EU/US: Cross-border data flows - a necessary part of global trade
Digital services and the data they generate are constantly growing in importance. Yet, restrictions of data flows are increasing. Cross-border data flows are essential to the global economy.
The increasing importance of digital trade
Digital services and the data they generate are becoming an increasingly important feature of the global economy. By the end of this year, 60% of the world’s GDP is projected to be digitised. As the trend towards digitalisation of the global economy continues, so the importance of trade in digital services grows. Nowhere is this more evident than in the transatlantic trade relationship: US exports of digitally-enabled services to the EU reached more than $167 billion in 2019. In return, the EU exported $130 billion to the US.

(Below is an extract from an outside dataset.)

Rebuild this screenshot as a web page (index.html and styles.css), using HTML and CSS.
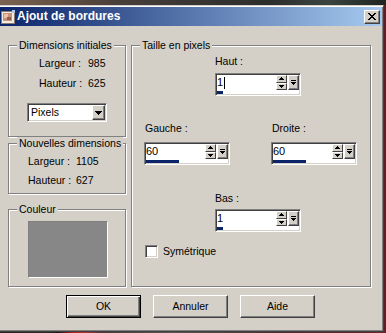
FILE: index.html
```html
<!DOCTYPE html>
<html lang="fr">
<head>
<meta charset="utf-8">
<title>Ajout de bordures</title>
<link rel="stylesheet" href="styles.css">
</head>
<body>
<div class="window">
  <div class="titlebar">
    <svg class="app-icon" width="14" height="14" viewBox="0 0 14 14" shape-rendering="crispEdges">
      <rect x="0" y="1" width="13" height="12" fill="#f0ece4" stroke="#8a7a70" stroke-width="1"/>
      <rect x="2" y="3" width="9" height="8" fill="#c89078"/>
      <rect x="3" y="4" width="4" height="4" fill="#e8c0a8"/>
      <rect x="6" y="7" width="4" height="3" fill="#906050"/>
      <rect x="11" y="0" width="3" height="3" fill="#b0c8e8"/>
    </svg>
    <span class="title">Ajout de bordures</span>
    <span class="close-btn">
      <svg width="8" height="7" viewBox="0 0 8 7" shape-rendering="crispEdges">
        <path d="M0 0h2v1h-2z M6 0h2v1h-2z M1 1h2v1h-2z M5 1h2v1h-2z M2 2h4v1h-4z M3 3h2v1h-2z M2 4h4v1h-4z M1 5h2v1h-2z M5 5h2v1h-2z M0 6h2v1h-2z M6 6h2v1h-2z" fill="#000"/>
      </svg>
    </span>
  </div>

  <div class="client">
    <div class="main">
      <div class="left-col">
        <fieldset class="group">
          <legend>Dimensions initiales</legend>
          <div class="box-init">
            <div class="dims dims-init">
              <span>Largeur :</span><span>985</span>
              <span>Hauteur :</span><span>625</span>
            </div>
            <div class="combo">
              <span class="combo-text">Pixels</span>
              <span class="combo-btn">
                <svg width="7" height="4" viewBox="0 0 7 4" shape-rendering="crispEdges"><path d="M0 0h7v1h-7z M1 1h5v1h-5z M2 2h3v1h-3z M3 3h1v1h-1z" fill="#000"/></svg>
              </span>
            </div>
          </div>
        </fieldset>

        <fieldset class="group">
          <legend>Nouvelles dimensions</legend>
          <div class="box-new">
            <div class="dims dims-new">
              <span>Largeur :</span><span>1105</span>
              <span>Hauteur :</span><span>627</span>
            </div>
          </div>
        </fieldset>

        <fieldset class="group group-color">
          <legend>Couleur</legend>
          <div class="box-color">
            <div class="swatch"></div>
          </div>
        </fieldset>
      </div>

      <fieldset class="group group-size">
        <legend>Taille en pixels</legend>
        <div class="size-content">
          <div class="field field-top">
            <div class="field-label">Haut :</div>
            <div class="spin">
              <div class="spin-top">
                <span class="spin-text">1<span class="caret"></span></span>
                <span class="spin-btns">
                  <span class="sb"><svg width="5" height="3" viewBox="0 0 5 3" shape-rendering="crispEdges"><path d="M2 0h1v1h-1z M1 1h3v1h-3z M0 2h5v1h-5z" fill="#000"/></svg></span>
                  <span class="sb"><svg width="5" height="3" viewBox="0 0 5 3" shape-rendering="crispEdges"><path d="M0 0h5v1h-5z M1 1h3v1h-3z M2 2h1v1h-1z" fill="#000"/></svg></span>
                </span>
                <span class="pop"><svg width="5" height="6" viewBox="0 0 5 6" shape-rendering="crispEdges"><path d="M0 0h5v1h-5z M0 2h5v1h-5z M1 3h3v1h-3z M2 4h1v1h-1z" fill="#000"/></svg></span>
              </div>
              <div class="spin-track"><span class="spin-bar" style="width:6px"></span></div>
            </div>
          </div>

          <div class="side-row">
            <div class="field">
              <div class="field-label">Gauche :</div>
              <div class="spin">
                <div class="spin-top">
                  <span class="spin-text">60</span>
                  <span class="spin-btns">
                    <span class="sb"><svg width="5" height="3" viewBox="0 0 5 3" shape-rendering="crispEdges"><path d="M2 0h1v1h-1z M1 1h3v1h-3z M0 2h5v1h-5z" fill="#000"/></svg></span>
                    <span class="sb"><svg width="5" height="3" viewBox="0 0 5 3" shape-rendering="crispEdges"><path d="M0 0h5v1h-5z M1 1h3v1h-3z M2 2h1v1h-1z" fill="#000"/></svg></span>
                  </span>
                  <span class="pop"><svg width="5" height="6" viewBox="0 0 5 6" shape-rendering="crispEdges"><path d="M0 0h5v1h-5z M0 2h5v1h-5z M1 3h3v1h-3z M2 4h1v1h-1z" fill="#000"/></svg></span>
                </div>
                <div class="spin-track"><span class="spin-bar" style="width:33px"></span></div>
              </div>
            </div>
            <div class="field field-right">
              <div class="field-label">Droite :</div>
              <div class="spin">
                <div class="spin-top">
                  <span class="spin-text">60</span>
                  <span class="spin-btns">
                    <span class="sb"><svg width="5" height="3" viewBox="0 0 5 3" shape-rendering="crispEdges"><path d="M2 0h1v1h-1z M1 1h3v1h-3z M0 2h5v1h-5z" fill="#000"/></svg></span>
                    <span class="sb"><svg width="5" height="3" viewBox="0 0 5 3" shape-rendering="crispEdges"><path d="M0 0h5v1h-5z M1 1h3v1h-3z M2 2h1v1h-1z" fill="#000"/></svg></span>
                  </span>
                  <span class="pop"><svg width="5" height="6" viewBox="0 0 5 6" shape-rendering="crispEdges"><path d="M0 0h5v1h-5z M0 2h5v1h-5z M1 3h3v1h-3z M2 4h1v1h-1z" fill="#000"/></svg></span>
                </div>
                <div class="spin-track"><span class="spin-bar" style="width:33px"></span></div>
              </div>
            </div>
          </div>

          <div class="field field-bottom">
            <div class="field-label">Bas :</div>
            <div class="spin">
              <div class="spin-top">
                <span class="spin-text">1</span>
                <span class="spin-btns">
                  <span class="sb"><svg width="5" height="3" viewBox="0 0 5 3" shape-rendering="crispEdges"><path d="M2 0h1v1h-1z M1 1h3v1h-3z M0 2h5v1h-5z" fill="#000"/></svg></span>
                  <span class="sb"><svg width="5" height="3" viewBox="0 0 5 3" shape-rendering="crispEdges"><path d="M0 0h5v1h-5z M1 1h3v1h-3z M2 2h1v1h-1z" fill="#000"/></svg></span>
                </span>
                <span class="pop"><svg width="5" height="6" viewBox="0 0 5 6" shape-rendering="crispEdges"><path d="M0 0h5v1h-5z M0 2h5v1h-5z M1 3h3v1h-3z M2 4h1v1h-1z" fill="#000"/></svg></span>
              </div>
              <div class="spin-track"><span class="spin-bar" style="width:6px"></span></div>
            </div>
          </div>

          <label class="check-row">
            <span class="checkbox"></span>
            <span>Symétrique</span>
          </label>
        </div>
      </fieldset>
    </div>

    <div class="buttons">
      <span class="btn btn-default">OK</span>
      <span class="btn">Annuler</span>
      <span class="btn">Aide</span>
    </div>
  </div>
</div>
</body>
</html>
```

FILE: styles.css
```css
html {
  background:
    linear-gradient(to right, #7a6352 0%, #6a5446 12%, #4a403a 30%, #3a3634 50%, #2c2e2c 70%, #3c4440 85%, #1e2420 100%) top left / 100% 5px no-repeat,
    linear-gradient(to right, #2a2222 0%, #302828 12%, #1c1818 15%, #b82020 19%, #c03030 22%, #4a3a38 26%, #5a5450 45%, #4a3030 70%, #6a2428 100%) bottom left / 100% 3px no-repeat,
    #5c1e22;
  height: 333px;
}

body {
  margin: 0;
  font-family: "Liberation Sans", Arial, sans-serif;
  font-size: 10.5px;
  color: #000;
}

.window {
  margin-top: 5px;
  width: 384px;
  height: 327px;
  box-sizing: border-box;
  background: #d4d0c8;
  border-top: 1px solid #d4d0c8;
  border-right: 1px solid #404040;
  border-bottom: 1px solid #404040;
  box-shadow: inset 0 1px 0 #fff, inset -1px -1px 0 #808080;
  padding: 1px 1px 0 0;
}

/* Title bar */
.titlebar {
  height: 19px;
  display: flex;
  align-items: center;
  background: linear-gradient(to right, #0a246a, #a6caf0);
  color: #fff;
}

.app-icon {
  margin-left: 1px;
  flex: none;
}

.title {
  margin-left: 2px;
  font-weight: bold;
  font-size: 12px;
  line-height: 19px;
  white-space: nowrap;
}

.close-btn {
  margin-left: auto;
  margin-right: 2px;
  width: 16px;
  height: 14px;
  box-sizing: border-box;
  background: #d4d0c8;
  border: 1px solid;
  border-color: #fff #404040 #404040 #fff;
  box-shadow: inset -1px -1px 0 #808080;
  display: flex;
  align-items: center;
  justify-content: center;
}

/* Client area */
.client {
  padding: 13px 0 0 8px;
}

.main {
  display: flex;
  align-items: stretch;
}

.left-col {
  width: 118px;
  display: flex;
  flex-direction: column;
}

.group {
  margin: 0;
  padding: 0;
  min-width: 0;
  border: 1px solid #808080;
  box-shadow: 1px 1px 0 #fff, inset 1px 1px 0 #fff;
}

.group legend {
  margin-left: 8px;
  padding: 0 2px;
  line-height: 13px;
  background: #d4d0c8;
}

.box-init {
  padding: 5px 0 14px 0;
}

.dims {
  display: grid;
  row-gap: 7px;
  line-height: 13px;
}

.dims-init {
  grid-template-columns: 49px auto;
  padding-left: 30px;
}

.dims-new {
  grid-template-columns: 48px auto;
  padding-left: 19px;
  row-gap: 6px;
}

.box-new {
  padding: 5px 0 6px 0;
}

.combo {
  margin: 13px 0 0 18px;
  width: 80px;
  height: 19px;
  box-sizing: border-box;
  background: #fff;
  border: 1px solid;
  border-color: #808080 #fff #fff #808080;
  box-shadow: inset 1px 1px 0 #404040, inset -1px -1px 0 #d4d0c8;
  padding: 1px;
  display: flex;
}

.combo-text {
  flex: 1;
  padding-left: 2px;
  line-height: 15px;
}

.combo-btn {
  width: 13px;
  box-sizing: border-box;
  background: #d4d0c8;
  border: 1px solid;
  border-color: #fff #404040 #404040 #fff;
  box-shadow: inset -1px -1px 0 #808080;
  display: flex;
  align-items: center;
  justify-content: center;
}

.group-color {
  margin-top: 9px;
}

.box-color {
  padding: 5px 0 8px 19px;
}

.swatch {
  width: 80px;
  height: 57px;
  box-sizing: border-box;
  background: #878787;
  border: 1px solid;
  border-color: #808080 #fff #fff #808080;
}

/* Right group */
.group-size {
  margin-left: 5px;
  width: 240px;
  box-sizing: border-box;
}

.size-content {
  display: flex;
  flex-direction: column;
  align-items: flex-start;
  padding-left: 12px;
}

.field-label {
  line-height: 13px;
  padding-left: 1px;
}

.field-top {
  margin: 3px 0 0 70px;
}

.field-top .spin,
.field-bottom .spin {
  margin-left: 1px;
}

.field-top .spin {
  margin-top: 5px;
}

.side-row {
  display: flex;
  margin-top: 26px;
}

.side-row .spin {
  margin-top: 7px;
}

.field-right {
  margin-left: 41px;
}

.field-bottom {
  margin: 27px 0 0 70px;
}

.field-bottom .spin {
  margin-top: 4px;
}

.spin {
  width: 86px;
  height: 23px;
  box-sizing: border-box;
  background: #fff;
  border: 1px solid;
  border-color: #808080 #fff #fff #808080;
  box-shadow: inset 1px 1px 0 #404040, inset -1px -1px 0 #d4d0c8;
  padding: 1px;
  display: flex;
  flex-direction: column;
}

.spin-top {
  display: flex;
  height: 15px;
}

.spin-text {
  flex: 1;
  line-height: 15px;
  font-size: 11px;
  display: flex;
  align-items: center;
}

.caret {
  display: inline-block;
  width: 1px;
  height: 12px;
  margin-left: 1px;
  background: #000;
}

.spin-btns {
  width: 11px;
  display: flex;
  flex-direction: column;
}

.sb {
  flex: 1;
  box-sizing: border-box;
  background: #d4d0c8;
  border: 1px solid;
  border-color: #fff #404040 #404040 #fff;
  display: flex;
  align-items: center;
  justify-content: center;
}

.pop {
  width: 11px;
  margin-left: 1px;
  box-sizing: border-box;
  background: #d4d0c8;
  border: 1px solid;
  border-color: #fff #404040 #404040 #fff;
  box-shadow: inset -1px -1px 0 #808080;
  display: flex;
  align-items: center;
  justify-content: center;
}

.spin-track {
  flex: 1;
  padding-top: 1px;
}

.spin-bar {
  display: block;
  height: 3px;
  background: #0a246a;
}

.check-row {
  margin: 13px 0 0 1px;
  display: flex;
  align-items: center;
  line-height: 13px;
}

.checkbox {
  width: 13px;
  height: 13px;
  box-sizing: border-box;
  background: #fff;
  border: 1px solid;
  border-color: #808080 #fff #fff #808080;
  box-shadow: inset 1px 1px 0 #404040, inset -1px -1px 0 #d4d0c8;
  margin-right: 5px;
}

/* Buttons */
.buttons {
  display: flex;
  gap: 12px;
  margin: 8px 0 0 58px;
}

.btn {
  width: 75px;
  height: 23px;
  box-sizing: border-box;
  background: #d4d0c8;
  border: 1px solid;
  border-color: #fff #404040 #404040 #fff;
  box-shadow: inset -1px -1px 0 #808080;
  text-align: center;
  line-height: 21px;
}

.btn-default {
  border-color: #000;
  box-shadow: inset 1px 1px 0 #fff, inset -1px -1px 0 #404040, inset -2px -2px 0 #808080;
}
```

Data transfers for digital trade
Underpinning the growing importance of digital trade are international data transfers. It is no overstatement that businesses rely on data transfers for a significant portion of their operations. Naturally, this is the case for companies engaged in the ICT and the professional services sectors, but it is equally true for all other sectors, as more and more of the economy moves to digital.
Cross-border data transfers have been beneficial to consumer welfare, by giving access to a wider range of goods and services at a lower cost. They are also good for businesses. They allow small and medium companies to access IT services such as cloud computing, which reduces the need for costly investments in local digital infrastructure. The ability to rapidly scale-up IT capacities in response to demand allows SMEs to compete more readily with bigger companies. For multinationals, meanwhile, data flows are nothing less than essential for day-to-day business. Efficient supply chain management relies on the smooth flow of goods, services, capital and data.

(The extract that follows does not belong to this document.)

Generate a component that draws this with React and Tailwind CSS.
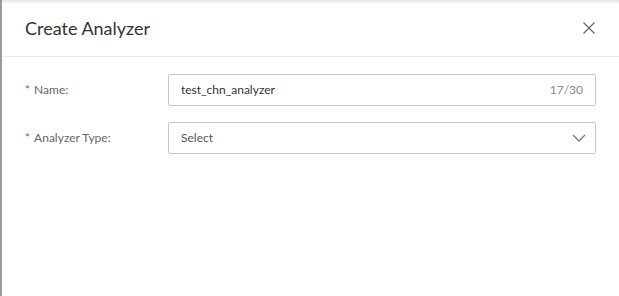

Lifting restrictions on data transfers could increase services imports by an average of 5% across all countries.
Data regulation: trade restrictive?
However, the international regulatory landscape for data flows is increasingly complex as governments seek to balance the need for international companies to move their data between jurisdictions against concerns for data privacy and security. As the graphic below illustrates, between 2006 and 2017, the number of data policies restricting data use domestically as well as its flow across borders significantly increased (source).

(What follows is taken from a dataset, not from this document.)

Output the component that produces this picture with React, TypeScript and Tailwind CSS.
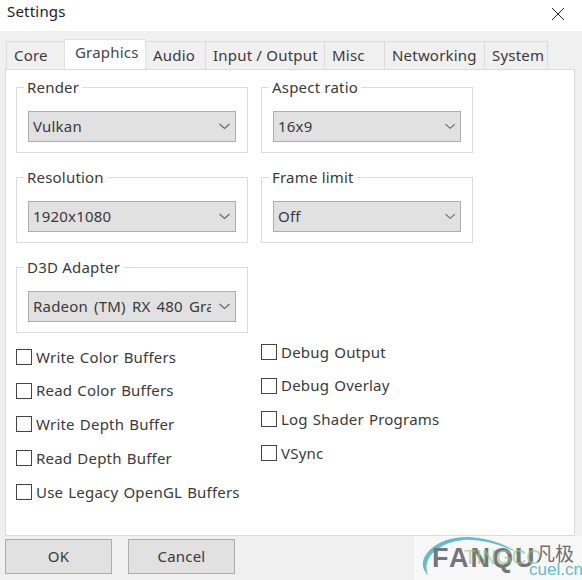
const tabs = ["Core", "Graphics", "Audio", "Input / Output", "Misc", "Networking", "System"];
const tabWidths = [59, 82, 61, 120, 61, 101, 64];

const leftChecks = [
  "Write Color Buffers",
  "Read Color Buffers",
  "Write Depth Buffer",
  "Read Depth Buffer",
  "Use Legacy OpenGL Buffers",
];
const rightChecks = ["Debug Output", "Debug Overlay", "Log Shader Programs", "VSync"];

function Combo({ value }: { value: string }) {
  return (
    <div className="h-[31px] flex items-center justify-between bg-[#e1e1e1] border border-[#adadad] pl-1 pr-[5px] [word-spacing:2px]">
      <span className="overflow-hidden whitespace-nowrap w-[178px]">{value}</span>
      <svg width="11" height="7" viewBox="0 0 11 7" fill="none" stroke="#666" strokeWidth="1.1">
        <path d="M.5 1l5 4.500 5-4.500" />
      </svg>
    </div>
  );
}

function Group({ title, value }: { title: string; value: string }) {
  return (
    <div className="relative h-[66px] border border-[#dcdcdc] pt-[23px] px-[11px]">
      <span className="absolute left-[7px] top-[-10px] h-[18px] leading-[18px] bg-white px-[3px]">{title}</span>
      <Combo value={value} />
    </div>
  );
}

function Check({ label }: { label: string }) {
  return (
    <div className="h-[16px] flex items-center gap-[4px] whitespace-nowrap [word-spacing:1px]">
      <span className="w-[16px] h-[16px] shrink-0 bg-white border border-[#444]" />
      <span>{label}</span>
    </div>
  );
}

export default function App() {
  return (
    <div className="w-[582px] h-[580px] relative overflow-hidden bg-[#f0f0f0] text-[15px] text-[#3a3a3a] font-['Noto_Sans',sans-serif] tracking-[0.2px]">
      <header className="h-[31px] bg-white flex items-center justify-between pl-[7px] pr-[17px] pb-[9px]">
        <span className="text-[#222]">Settings</span>
        <svg width="14" height="14" viewBox="0 0 14 14" stroke="#222" strokeWidth="1" fill="none" className="mt-[5px]">
          <path d="M1 1l12 12M13 1L1 13" />
        </svg>
      </header>

      <div className="pl-[7px] pr-[7px] flex items-end h-[38px]">
        {tabs.map((tab, i) => (
          <div
            key={tab}
            style={{ width: tabWidths[i] }}
            className={
              tab === "Graphics"
                ? "h-[30px] bg-white border border-b-0 border-[#e2e2e2] -ml-px pl-[10px] leading-[25px] z-10 text-[#444] shrink-0"
                : "h-[28px] bg-[#f0f0f0] border border-b-0 border-[#dcdcdc] -ml-px pl-[7px] leading-[26px] shrink-0"
            }
          >
            {tab}
          </div>
        ))}
      </div>

      <main className="w-[570px] h-[467px] ml-[5px] bg-white border border-[#dcdcdc] pl-[10px] pt-[17px]">
        <div className="grid grid-cols-[232px_212px] gap-x-[13px] gap-y-[24px] pb-[24px]">
          <Group title="Render" value="Vulkan" />
          <Group title="Aspect ratio" value="16x9" />
          <Group title="Resolution" value="1920x1080" />
          <Group title="Frame limit" value="Off" />
          <Group title="D3D Adapter" value="Radeon (TM) RX 480 Graphics" />
        </div>
        <div className="grid grid-cols-[245px_1fr] -mt-[20px]">
          <div className="flex flex-col gap-[17.700px] pt-[12px]">
            {leftChecks.map((c) => (
              <Check key={c} label={c} />
            ))}
          </div>
          <div className="flex flex-col gap-[17.700px] pt-[7px]">
            {rightChecks.map((c) => (
              <Check key={c} label={c} />
            ))}
          </div>
        </div>
      </main>

      <footer className="flex gap-[16px] pl-[5px] pt-[3px]">
        <button className="w-[107px] h-[35px] bg-[#e1e1e1] border border-[#adadad] text-center">OK</button>
        <button className="w-[107px] h-[35px] bg-[#e1e1e1] border border-[#adadad] text-center">Cancel</button>
      </footer>

      {/* watermark */}
      <div className="absolute left-[414px] top-[536px] w-[168px] h-[44px] bg-[#f8f8f8] font-['Liberation_Sans',sans-serif] tracking-normal">
        <svg className="absolute left-0 top-0" width="168" height="44" viewBox="0 0 168 44" fill="none">
          <path d="M14 39C-1 26 18 0 55 1C72 2 90 7 102 16C85 8 65 3 50 4C25 6 7 22 14 39Z" fill="#62bccb" />
        </svg>
        <span className="absolute left-[18px] top-[6px] text-[27px] leading-[32px] font-bold text-[#77747a] tracking-[2px]">FANQU</span>
        <span className="absolute left-[50px] top-[9px] text-[20px] leading-[24px] text-[#8ec98a]/70">TINGCO</span>
        <span className="absolute left-[122px] top-[5px] text-[19px] leading-[24px] text-[#6f6b6e] font-['Noto_Sans_CJK_SC',sans-serif]">凡极</span>
        <span className="absolute left-[115px] top-[25px] text-[17px] leading-[18px] text-[#62bccb]">cuel.cn</span>
      </div>
    </div>
  );
}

These data flow restrictions are costly for businesses in all sectors of the economy – and by extension, for consumers too. Restrictions could add up to 60% more costs for computing needs. Furthermore, limits on free flows of data hurt the economy by reducing imports of services. An analysis of the effects of data transfer restrictions on trade predicts that lifting restrictions could increase services imports by an average of 5% across all countries.
How to enable rather than restrict data flows?
In order to prevent data transfer restrictions from becoming a technical barrier to trade, it is important that regulators and trade negotiators across jurisdictions work together to build trust and develop common approaches. In that context, the fact that the EU and the US take a different approach to data in their own jurisdictions should not prevent them to find a common ground and develop a successor to the Privacy Shield relying on their shared democratic values. The Privacy Shield allowed for both EU and US companies with presence in the US to self-certify by complying to a set of rules in line with the EU’s data protection legal framework. More than 5,000 groups of companies had self-certified as compliant by the time the EU Commission Decision approving the Privacy Shield was struck down by Europe’s highest court (Schrems II case).
In the absence of a reliable adequacy regime, contractual safeguards may be relied upon in order to enable cross-border data transfers (save in the limited cases where specific derogations, such as data subjects’ consent for specific transfers or the contractual necessity of such transfers, can apply). However, the requirements to conduct transfer impact assessments and, as the case may be, adopt supplementary measures, stemming from the above Schrems II case as supplemented by the Recommendations of the European Data Protection Board, create significant legal uncertainties and an extra burden for companies, largely unsustainable for SMEs with limited resources. In that context, AmCham EU welcomes the recent publication of the revised Standard Contractual Clauses (SCCs) by the European Commission, and hopes that the European Data Protection Board will soon release its finalised recommendations.
Conclusion: free movement of data is the future
In our increasingly digitalised economy, businesses of all sizes are more and more reliant on data transfers for their operations. In order to reap the full rewards of the new age of trade in digital services, data needs to be able to flow freely across borders, under mechanism ensuring they remain properly protected without unnecessary restrictions. As governments seek to achieve policy goals in privacy and security, they should take a cooperative stance with their counterparts in other jurisdictions, by striking agreements to ensure equivalent protections of their data subjects in those jurisdictions in a robust manner that can resist challenges in court.
The EU and the US must work together, and work quickly, to reinstate an adequacy mechanism that puts in place the necessary protection mechanisms to ensure a secured free flow of data across the world’s most developed digital trade relationship: the transatlantic. Thereafter, they should cooperate to establish principles at the multilateral level that will allow domestic policy objectives to be achieved without creating unnecessary data borders. As digitalisation takes hold, the future of global trade will depend on the free movement of data.